Write out the full listing exactly as given, minus the images.

BEGIN Source data

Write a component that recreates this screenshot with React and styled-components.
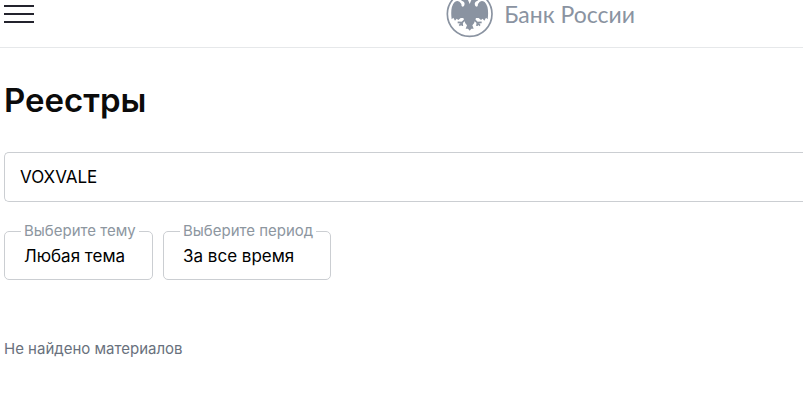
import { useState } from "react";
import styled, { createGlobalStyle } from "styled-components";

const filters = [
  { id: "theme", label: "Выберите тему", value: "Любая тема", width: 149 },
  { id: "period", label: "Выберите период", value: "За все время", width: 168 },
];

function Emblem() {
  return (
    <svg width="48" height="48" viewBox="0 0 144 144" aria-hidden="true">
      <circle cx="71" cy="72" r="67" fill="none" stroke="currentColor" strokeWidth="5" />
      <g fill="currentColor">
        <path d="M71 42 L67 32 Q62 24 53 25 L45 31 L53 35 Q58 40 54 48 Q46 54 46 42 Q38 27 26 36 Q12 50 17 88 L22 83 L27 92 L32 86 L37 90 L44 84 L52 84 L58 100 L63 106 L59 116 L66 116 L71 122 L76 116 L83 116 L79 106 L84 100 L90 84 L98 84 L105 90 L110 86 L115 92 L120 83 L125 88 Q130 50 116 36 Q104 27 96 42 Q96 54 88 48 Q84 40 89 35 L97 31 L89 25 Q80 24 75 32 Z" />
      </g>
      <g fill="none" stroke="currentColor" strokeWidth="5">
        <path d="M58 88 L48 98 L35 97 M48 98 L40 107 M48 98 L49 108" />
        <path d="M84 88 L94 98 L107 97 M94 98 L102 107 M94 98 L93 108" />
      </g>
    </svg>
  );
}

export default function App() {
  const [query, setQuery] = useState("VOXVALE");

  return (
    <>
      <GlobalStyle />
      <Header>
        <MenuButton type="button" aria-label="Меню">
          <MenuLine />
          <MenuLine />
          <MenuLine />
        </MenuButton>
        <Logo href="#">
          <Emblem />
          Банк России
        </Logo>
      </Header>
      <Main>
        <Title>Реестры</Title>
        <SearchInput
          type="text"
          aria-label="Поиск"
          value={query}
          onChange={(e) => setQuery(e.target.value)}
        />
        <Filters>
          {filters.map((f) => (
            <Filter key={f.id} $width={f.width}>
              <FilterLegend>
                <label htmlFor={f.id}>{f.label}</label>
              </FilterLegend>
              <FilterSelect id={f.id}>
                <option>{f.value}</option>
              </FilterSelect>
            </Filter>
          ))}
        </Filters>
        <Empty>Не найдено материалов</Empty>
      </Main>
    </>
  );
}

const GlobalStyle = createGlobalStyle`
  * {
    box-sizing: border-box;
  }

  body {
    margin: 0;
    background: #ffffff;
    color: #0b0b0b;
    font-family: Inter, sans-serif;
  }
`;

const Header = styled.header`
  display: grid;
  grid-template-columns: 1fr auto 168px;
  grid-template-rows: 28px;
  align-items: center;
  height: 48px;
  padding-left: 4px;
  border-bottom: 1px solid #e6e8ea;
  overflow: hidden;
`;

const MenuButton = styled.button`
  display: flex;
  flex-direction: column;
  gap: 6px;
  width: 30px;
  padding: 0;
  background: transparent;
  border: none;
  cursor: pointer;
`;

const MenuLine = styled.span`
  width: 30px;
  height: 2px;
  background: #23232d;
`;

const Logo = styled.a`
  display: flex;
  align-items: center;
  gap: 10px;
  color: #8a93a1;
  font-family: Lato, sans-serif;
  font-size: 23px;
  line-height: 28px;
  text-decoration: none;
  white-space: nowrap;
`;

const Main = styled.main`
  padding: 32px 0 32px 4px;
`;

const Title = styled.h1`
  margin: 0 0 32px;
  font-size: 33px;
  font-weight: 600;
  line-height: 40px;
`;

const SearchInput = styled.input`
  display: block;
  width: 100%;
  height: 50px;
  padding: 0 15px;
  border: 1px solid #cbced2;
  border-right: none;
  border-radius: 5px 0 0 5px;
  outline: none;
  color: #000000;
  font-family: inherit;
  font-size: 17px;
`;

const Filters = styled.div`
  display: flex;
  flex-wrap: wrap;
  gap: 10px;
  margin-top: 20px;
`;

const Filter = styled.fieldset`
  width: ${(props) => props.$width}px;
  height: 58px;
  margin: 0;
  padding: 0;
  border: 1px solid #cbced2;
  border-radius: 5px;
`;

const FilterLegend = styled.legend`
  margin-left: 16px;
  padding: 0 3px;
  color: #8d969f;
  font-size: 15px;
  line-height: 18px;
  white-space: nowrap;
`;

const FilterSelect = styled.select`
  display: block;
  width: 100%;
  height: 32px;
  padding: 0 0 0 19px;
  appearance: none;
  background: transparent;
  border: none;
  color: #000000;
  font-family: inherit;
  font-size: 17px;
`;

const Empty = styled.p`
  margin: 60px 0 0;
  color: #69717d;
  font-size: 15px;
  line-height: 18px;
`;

END Source data

Exercise solution:
Write a component that recreates this screenshot with React and styled-components.
import { useState } from "react";
import styled, { createGlobalStyle } from "styled-components";

const filters = [
  { id: "theme", label: "Выберите тему", value: "Любая тема", width: 149 },
  { id: "period", label: "Выберите период", value: "За все время", width: 168 },
];

function Emblem() {
  return (
    <svg width="48" height="48" viewBox="0 0 144 144" aria-hidden="true">
      <circle cx="71" cy="72" r="67" fill="none" stroke="currentColor" strokeWidth="5" />
      <g fill="currentColor">
        <path d="M71 42 L67 32 Q62 24 53 25 L45 31 L53 35 Q58 40 54 48 Q46 54 46 42 Q38 27 26 36 Q12 50 17 88 L22 83 L27 92 L32 86 L37 90 L44 84 L52 84 L58 100 L63 106 L59 116 L66 116 L71 122 L76 116 L83 116 L79 106 L84 100 L90 84 L98 84 L105 90 L110 86 L115 92 L120 83 L125 88 Q130 50 116 36 Q104 27 96 42 Q96 54 88 48 Q84 40 89 35 L97 31 L89 25 Q80 24 75 32 Z" />
      </g>
      <g fill="none" stroke="currentColor" strokeWidth="5">
        <path d="M58 88 L48 98 L35 97 M48 98 L40 107 M48 98 L49 108" />
        <path d="M84 88 L94 98 L107 97 M94 98 L102 107 M94 98 L93 108" />
      </g>
    </svg>
  );
}

export default function App() {
  const [query, setQuery] = useState("VOXVALE");

  return (
    <>
      <GlobalStyle />
      <Header>
        <MenuButton type="button" aria-label="Меню">
          <MenuLine />
          <MenuLine />
          <MenuLine />
        </MenuButton>
        <Logo href="#">
          <Emblem />
          Банк России
        </Logo>
      </Header>
      <Main>
        <Title>Реестры</Title>
        <SearchInput
          type="text"
          aria-label="Поиск"
          value={query}
          onChange={(e) => setQuery(e.target.value)}
        />
        <Filters>
          {filters.map((f) => (
            <Filter key={f.id} $width={f.width}>
              <FilterLegend>
                <label htmlFor={f.id}>{f.label}</label>
              </FilterLegend>
              <FilterSelect id={f.id}>
                <option>{f.value}</option>
              </FilterSelect>
            </Filter>
          ))}
        </Filters>
        <Empty>Не найдено материалов</Empty>
      </Main>
    </>
  );
}

const GlobalStyle = createGlobalStyle`
  * {
    box-sizing: border-box;
  }

  body {
    margin: 0;
    background: #ffffff;
    color: #0b0b0b;
    font-family: Inter, sans-serif;
  }
`;

const Header = styled.header`
  display: grid;
  grid-template-columns: 1fr auto 168px;
  grid-template-rows: 28px;
  align-items: center;
  height: 48px;
  padding-left: 4px;
  border-bottom: 1px solid #e6e8ea;
  overflow: hidden;
`;

const MenuButton = styled.button`
  display: flex;
  flex-direction: column;
  gap: 6px;
  width: 30px;
  padding: 0;
  background: transparent;
  border: none;
  cursor: pointer;
`;

const MenuLine = styled.span`
  width: 30px;
  height: 2px;
  background: #23232d;
`;

const Logo = styled.a`
  display: flex;
  align-items: center;
  gap: 10px;
  color: #8a93a1;
  font-family: Lato, sans-serif;
  font-size: 23px;
  line-height: 28px;
  text-decoration: none;
  white-space: nowrap;
`;

const Main = styled.main`
  padding: 32px 0 32px 4px;
`;

const Title = styled.h1`
  margin: 0 0 32px;
  font-size: 33px;
  font-weight: 600;
  line-height: 40px;
`;

const SearchInput = styled.input`
  display: block;
  width: 100%;
  height: 50px;
  padding: 0 15px;
  border: 1px solid #cbced2;
  border-right: none;
  border-radius: 5px 0 0 5px;
  outline: none;
  color: #000000;
  font-family: inherit;
  font-size: 17px;
`;

const Filters = styled.div`
  display: flex;
  flex-wrap: wrap;
  gap: 10px;
  margin-top: 20px;
`;

const Filter = styled.fieldset`
  width: ${(props) => props.$width}px;
  height: 58px;
  margin: 0;
  padding: 0;
  border: 1px solid #cbced2;
  border-radius: 5px;
`;

const FilterLegend = styled.legend`
  margin-left: 16px;
  padding: 0 3px;
  color: #8d969f;
  font-size: 15px;
  line-height: 18px;
  white-space: nowrap;
`;

const FilterSelect = styled.select`
  display: block;
  width: 100%;
  height: 32px;
  padding: 0 0 0 19px;
  appearance: none;
  background: transparent;
  border: none;
  color: #000000;
  font-family: inherit;
  font-size: 17px;
`;

const Empty = styled.p`
  margin: 60px 0 0;
  color: #69717d;
  font-size: 15px;
  line-height: 18px;
`;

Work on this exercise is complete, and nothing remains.